From 13c3327f5cf829fd9d04a2ab46861e722cd74ca0 Mon Sep 17 00:00:00 2001
From: Eugene Zhulenev <ezhulenev@google.com>
Date: Tue, 12 Nov 2019 10:12:28 -0800
Subject: Remove legacy block evaluation support

---
 .../Eigen/CXX11/src/Tensor/TensorExecutor.h        | 202 ---------------------
 1 file changed, 202 deletions(-)

(limited to 'unsupported/Eigen/CXX11/src/Tensor/TensorExecutor.h')

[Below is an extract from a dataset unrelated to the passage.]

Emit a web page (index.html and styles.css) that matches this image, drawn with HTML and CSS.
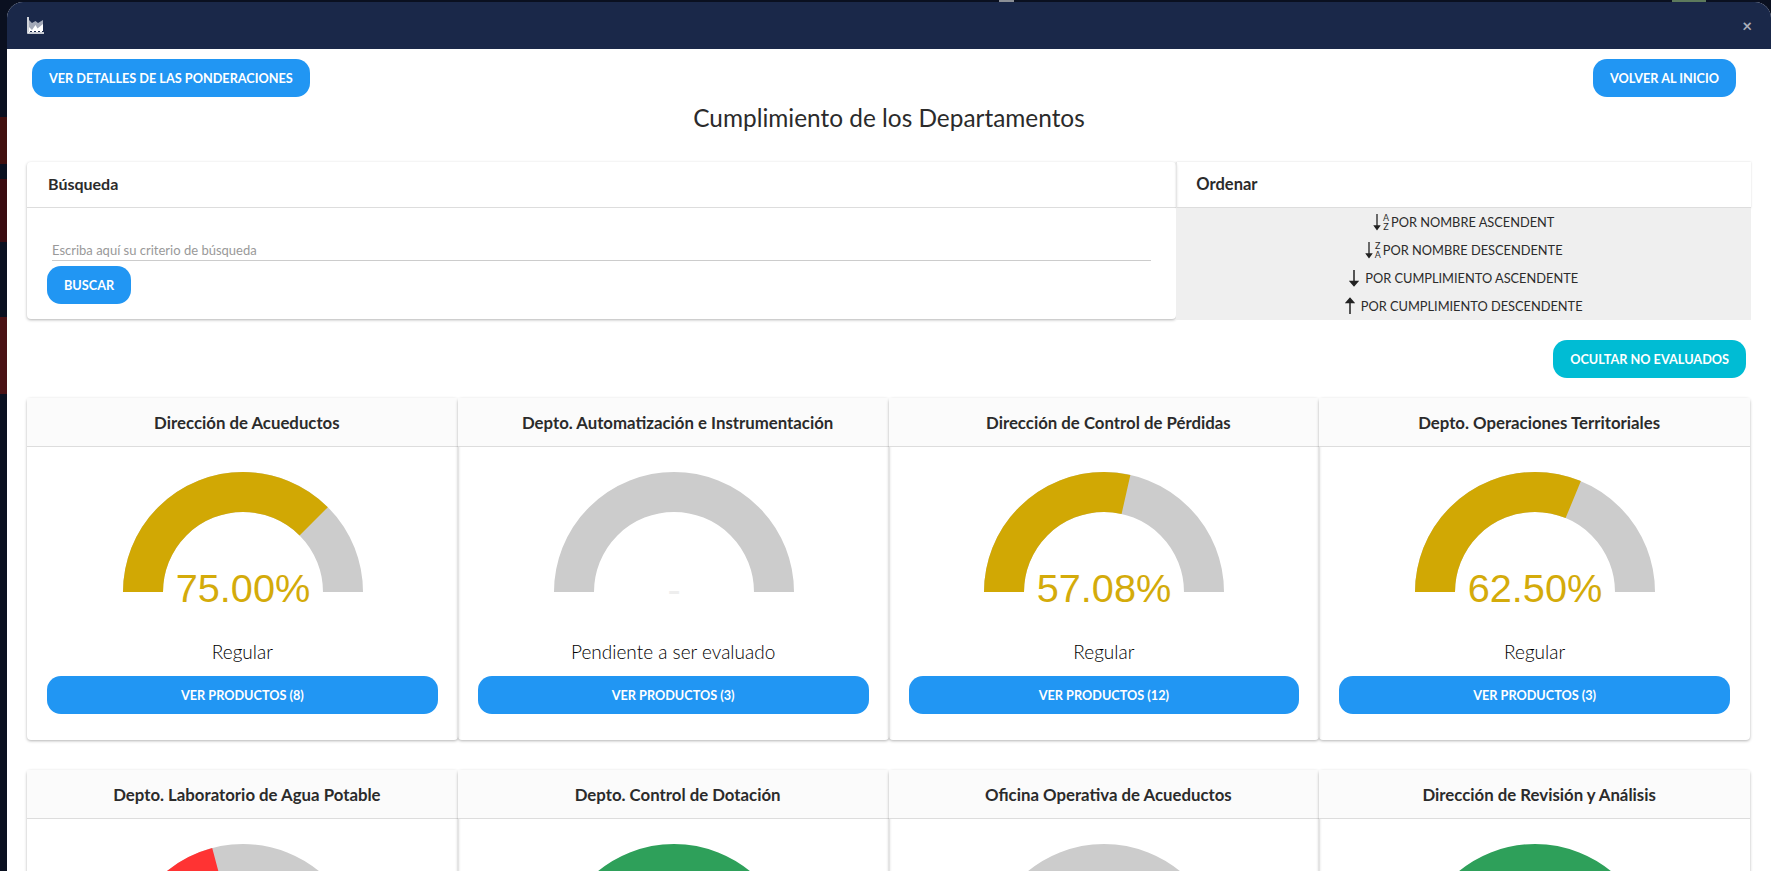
FILE: index.html
```html
<!DOCTYPE html>
<html lang="es">
<head>
    <meta charset="UTF-8">
    <title>Cumplimiento de los Departamentos</title>
    <link rel="stylesheet" href="styles.css">
</head>
<body>
    <div class="modal">
        <div class="modal-head">
            <svg class="logo" viewBox="0 0 17 17">
                <path d="M2 15V3l3 3 3.500-2 2.500 2 5-3v12z" fill="#a3a9b8"/>
                <path d="M2 15v-5l3 3 3.500-5 2 3.500L16 7v8z" fill="#fff"/>
                <path d="M1 0v16h16" fill="none" stroke="#fff" stroke-width="1.600"/>
                <path d="M3 14.500h13" stroke="#1a2849" stroke-width="1" stroke-dasharray="2 2"/>
            </svg>
            <span class="close">×</span>
        </div>

        <div class="modal-body">
            <div class="top-actions">
                <button class="btn">VER DETALLES DE LAS PONDERACIONES</button>
                <button class="btn">VOLVER AL INICIO</button>
            </div>

            <h1 class="title">Cumplimiento de los Departamentos</h1>

            <div class="panels">
                <div class="panel">
                    <div class="panel-head">Búsqueda</div>
                    <div class="search-body">
                        <input class="search-input" type="text" placeholder="Escriba aquí su criterio de búsqueda">
                        <button class="btn btn-search">BUSCAR</button>
                    </div>
                </div>
                <div class="panel-sort">
                    <div class="panel-head">Ordenar</div>
                    <div class="sort-list">
                        <div class="sort-row">
                            <svg class="arrow" viewBox="0 0 8 18"><path d="M4 1v13M1.500 13h5L4 16.500z" fill="#222" stroke="#222" stroke-width="1.300"/></svg>
                            <span class="letters"><span>A</span><span>Z</span></span>
                            POR NOMBRE ASCENDENT
                        </div>
                        <div class="sort-row">
                            <svg class="arrow" viewBox="0 0 8 18"><path d="M4 1v13M1.500 13h5L4 16.500z" fill="#222" stroke="#222" stroke-width="1.300"/></svg>
                            <span class="letters"><span>Z</span><span>A</span></span>
                            POR NOMBRE DESCENDENTE
                        </div>
                        <div class="sort-row">
                            <svg class="arrow arrow-wide" viewBox="0 0 10 18"><path d="M5 1v13M1.500 12.500h7L5 16.500z" fill="#222" stroke="#222" stroke-width="1.500"/></svg>
                            POR CUMPLIMIENTO ASCENDENTE
                        </div>
                        <div class="sort-row">
                            <svg class="arrow arrow-wide" viewBox="0 0 10 18"><path d="M5 17V4M1.500 5.500h7L5 1.500z" fill="#222" stroke="#222" stroke-width="1.500"/></svg>
                            POR CUMPLIMIENTO DESCENDENTE
                        </div>
                    </div>
                </div>
            </div>

            <div class="filter-row">
                <button class="btn btn-cyan">OCULTAR NO EVALUADOS</button>
            </div>

            <div class="cards">
                <div class="card">
                    <div class="card-head">Dirección de Acueductos</div>
                    <div class="card-body">
                        <svg class="gauge" viewBox="0 0 240 140">
                            <path class="gauge-bg" pathLength="100" d="M20 120A100 100 0 0 1 220 120"/>
                            <path class="gauge-val val-yellow" pathLength="100" stroke-dasharray="75 100" d="M20 120A100 100 0 0 1 220 120"/>
                            <text class="gauge-text text-yellow" x="120" y="130">75.00%</text>
                        </svg>
                        <div class="status">Regular</div>
                        <button class="btn btn-block">VER PRODUCTOS (8)</button>
                    </div>
                </div>
                <div class="card">
                    <div class="card-head">Depto. Automatización e Instrumentación</div>
                    <div class="card-body">
                        <svg class="gauge" viewBox="0 0 240 140">
                            <path class="gauge-bg" pathLength="100" d="M20 120A100 100 0 0 1 220 120"/>
                            <text class="gauge-text text-none" x="120" y="131">-</text>
                        </svg>
                        <div class="status">Pendiente a ser evaluado</div>
                        <button class="btn btn-block">VER PRODUCTOS (3)</button>
                    </div>
                </div>
                <div class="card">
                    <div class="card-head">Dirección de Control de Pérdidas</div>
                    <div class="card-body">
                        <svg class="gauge" viewBox="0 0 240 140">
                            <path class="gauge-bg" pathLength="100" d="M20 120A100 100 0 0 1 220 120"/>
                            <path class="gauge-val val-yellow" pathLength="100" stroke-dasharray="57.08 100" d="M20 120A100 100 0 0 1 220 120"/>
                            <text class="gauge-text text-yellow" x="120" y="130">57.08%</text>
                        </svg>
                        <div class="status">Regular</div>
                        <button class="btn btn-block">VER PRODUCTOS (12)</button>
                    </div>
                </div>
                <div class="card">
                    <div class="card-head">Depto. Operaciones Territoriales</div>
                    <div class="card-body">
                        <svg class="gauge" viewBox="0 0 240 140">
                            <path class="gauge-bg" pathLength="100" d="M20 120A100 100 0 0 1 220 120"/>
                            <path class="gauge-val val-yellow" pathLength="100" stroke-dasharray="62.5 100" d="M20 120A100 100 0 0 1 220 120"/>
                            <text class="gauge-text text-yellow" x="120" y="130">62.50%</text>
                        </svg>
                        <div class="status">Regular</div>
                        <button class="btn btn-block">VER PRODUCTOS (3)</button>
                    </div>
                </div>
                <div class="card">
                    <div class="card-head">Depto. Laboratorio de Agua Potable</div>
                    <div class="card-body">
                        <svg class="gauge" viewBox="0 0 240 140">
                            <path class="gauge-bg" pathLength="100" d="M20 120A100 100 0 0 1 220 120"/>
                            <path class="gauge-val val-red" pathLength="100" stroke-dasharray="41.7 100" d="M20 120A100 100 0 0 1 220 120"/>
                        </svg>
                    </div>
                </div>
                <div class="card">
                    <div class="card-head">Depto. Control de Dotación</div>
                    <div class="card-body">
                        <svg class="gauge" viewBox="0 0 240 140">
                            <path class="gauge-val val-green" pathLength="100" d="M20 120A100 100 0 0 1 220 120"/>
                        </svg>
                    </div>
                </div>
                <div class="card">
                    <div class="card-head">Oficina Operativa de Acueductos</div>
                    <div class="card-body">
                        <svg class="gauge" viewBox="0 0 240 140">
                            <path class="gauge-bg" pathLength="100" d="M20 120A100 100 0 0 1 220 120"/>
                        </svg>
                    </div>
                </div>
                <div class="card">
                    <div class="card-head">Dirección de Revisión y Análisis</div>
                    <div class="card-body">
                        <svg class="gauge" viewBox="0 0 240 140">
                            <path class="gauge-val val-green" pathLength="100" d="M20 120A100 100 0 0 1 220 120"/>
                        </svg>
                    </div>
                </div>
            </div>
        </div>
    </div>
</body>
</html>
```

FILE: styles.css
```css
html, body {
    height: 100%;
}

body {
    margin: 0;
    padding: 2px 0 0 7px;
    box-sizing: border-box;
    overflow: hidden;
    font-family: "Lato", "Noto Sans", sans-serif;
    color: #2b2b2b;
    background-color: #0a1020;
    background-image:
        linear-gradient(#41100f, #41100f),
        linear-gradient(#3a0b10, #3a0b10),
        linear-gradient(#4a1214, #4a1214),
        linear-gradient(#5d7a5c, #5d7a5c),
        linear-gradient(#8b8f96, #8b8f96);
    background-repeat: no-repeat;
    background-size: 7px 47px, 7px 63px, 7px 77px, 34px 2px, 15px 2px;
    background-position: 0 117px, 0 179px, 0 317px, 1672px 0, 999px 0;
}

.modal {
    height: 100%;
    overflow: hidden;
    background-color: #fff;
    border-radius: 16px 16px 0 0;
}

.modal-head {
    height: 47px;
    display: flex;
    align-items: center;
    justify-content: space-between;
    padding: 0 20px;
    background-color: #1a2849;
}

.logo {
    width: 17px;
    height: 17px;
    margin-top: -1px;
}

.close {
    color: #a9aebb;
    font-size: 17px;
    font-weight: 700;
    margin-right: -1px;
}

.modal-body {
    padding-top: 10px;
}

.btn {
    height: 38px;
    padding: 0 17px;
    background-color: #2196f3;
    color: #fff;
    border: none;
    border-radius: 14px;
    font-family: inherit;
    font-size: 12.700px;
    font-weight: 700;
    cursor: pointer;
}

.top-actions {
    display: flex;
    justify-content: space-between;
    padding: 0 35px 0 25px;
}

.title {
    margin: 3px 0 26px;
    font-size: 24.400px;
    line-height: 36px;
    font-weight: 400;
    text-align: center;
}

.panels {
    display: grid;
    grid-template-columns: 2fr 1fr;
    margin: 0 20px;
}

.panel {
    height: 157px;
    border-radius: 4px;
    box-shadow: 0 1px 3px rgba(0, 0, 0, 0.3);
}

.panel-head {
    height: 45px;
    padding-left: 21px;
    line-height: 44px;
    font-size: 16px;
    font-weight: 700;
    border-bottom: 1px solid #ddd;
}

.panel-sort .panel-head {
    padding-left: 19px;
    line-height: 45px;
    font-size: 16.500px;
    border-left: 1px solid #e6e6e6;
    box-shadow: 0 0 2px rgba(0, 0, 0, 0.15);
}

.search-body {
    padding: 23px 20px 0;
}

.search-input {
    display: block;
    width: 1099px;
    height: 30px;
    margin: 0 0 5px 5px;
    padding: 8px 0 0;
    box-sizing: border-box;
    border: none;
    border-bottom: 1px solid #ccc;
    outline: none;
    font-family: inherit;
    font-size: 13px;
}

.search-input::placeholder {
    color: #999;
}

.sort-list {
    background-color: #efefef;
}

.sort-row {
    height: 28px;
    display: flex;
    align-items: center;
    justify-content: center;
    gap: 2px;
    font-size: 12.800px;
}

.arrow {
    width: 8px;
    height: 18px;
}

.arrow-wide {
    width: 10px;
    margin-right: 4px;
}

.letters {
    display: flex;
    flex-direction: column;
    font-size: 9px;
    line-height: 9px;
    text-align: center;
}

.filter-row {
    display: flex;
    justify-content: flex-end;
    margin: 20px 25px 20px 0;
}

.btn-cyan {
    background-color: #00bcd4;
}

.cards {
    display: grid;
    grid-template-columns: repeat(4, 1fr);
    row-gap: 29.600px;
    margin: 0 21px 0 20px;
}

.card {
    border-radius: 4px;
    box-shadow: 0 1px 3px rgba(0, 0, 0, 0.3);
}

.card-head {
    height: 48px;
    padding-left: 9px;
    line-height: 50px;
    text-align: center;
    font-size: 16.800px;
    font-weight: 700;
    background-color: #fbfbfb;
    border-bottom: 1px solid #ddd;
}

.card-body {
    padding: 25px 20px 26px;
    display: flex;
    flex-direction: column;
    align-items: center;
}

.gauge {
    width: 240px;
    height: 140px;
    margin-left: 1px;
}

.gauge-bg, .gauge-val {
    fill: none;
    stroke-width: 40;
}

.gauge-bg {
    stroke: #ccc;
}

.val-yellow {
    stroke: #d1a804;
}

.val-red {
    stroke: #ff3333;
}

.val-green {
    stroke: #2ea05a;
}

.gauge-text {
    font-family: "Liberation Sans", Arial, sans-serif;
    font-size: 39.700px;
    text-anchor: middle;
}

.text-yellow {
    fill: #d4ab0a;
}

.text-none {
    fill: #eee;
}

.status {
    margin-top: 28px;
    height: 24px;
    line-height: 24px;
    font-size: 19px;
    font-weight: 300;
    color: #000;
}

.btn-block {
    width: 100%;
    margin-top: 12px;
}
```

diff --git a/unsupported/Eigen/CXX11/src/Tensor/TensorExecutor.h b/unsupported/Eigen/CXX11/src/Tensor/TensorExecutor.h
index 0fb0a9227..9926046b9 100644
--- a/unsupported/Eigen/CXX11/src/Tensor/TensorExecutor.h
+++ b/unsupported/Eigen/CXX11/src/Tensor/TensorExecutor.h
@@ -153,70 +153,6 @@ class TensorExecutor<Expression, DefaultDevice, /*Vectorizable=*/true,
   }
 };
 
-/**
- * Process all the data with a single cpu thread, using blocks of data. By
- * sizing a block to fit L1 cache we get better cache performance.
- */
-template <typename Expression, bool Vectorizable>
-class TensorExecutor<Expression, DefaultDevice, Vectorizable,
-                     /*Tiling=*/TiledEvaluation::Legacy> {
- public:
-  typedef typename traits<Expression>::Scalar Scalar;
-  typedef typename remove_const<Scalar>::type ScalarNoConst;
-
-  typedef TensorEvaluator<Expression, DefaultDevice> Evaluator;
-  typedef typename traits<Expression>::Index StorageIndex;
-
-  static const int NumDims = traits<Expression>::NumDimensions;
-
-  EIGEN_DEVICE_FUNC
-  static EIGEN_STRONG_INLINE void run(const Expression& expr,
-                         const DefaultDevice& device = DefaultDevice()) {
-    typedef TensorBlock<ScalarNoConst, StorageIndex, NumDims, Evaluator::Layout> TensorBlock;
-    typedef TensorBlockMapper<ScalarNoConst, StorageIndex, NumDims, Evaluator::Layout> TensorBlockMapper;
-    typedef typename TensorBlock::Dimensions TensorBlockDimensions;
-
-    Evaluator evaluator(expr, device);
-    Index total_size = array_prod(evaluator.dimensions());
-    Index cache_size = device.firstLevelCacheSize() / sizeof(Scalar);
-
-    if (total_size < cache_size
-        && !ExpressionHasTensorBroadcastingOp<Expression>::value) {
-      // TODO(andydavis) Reduce block management overhead for small tensors.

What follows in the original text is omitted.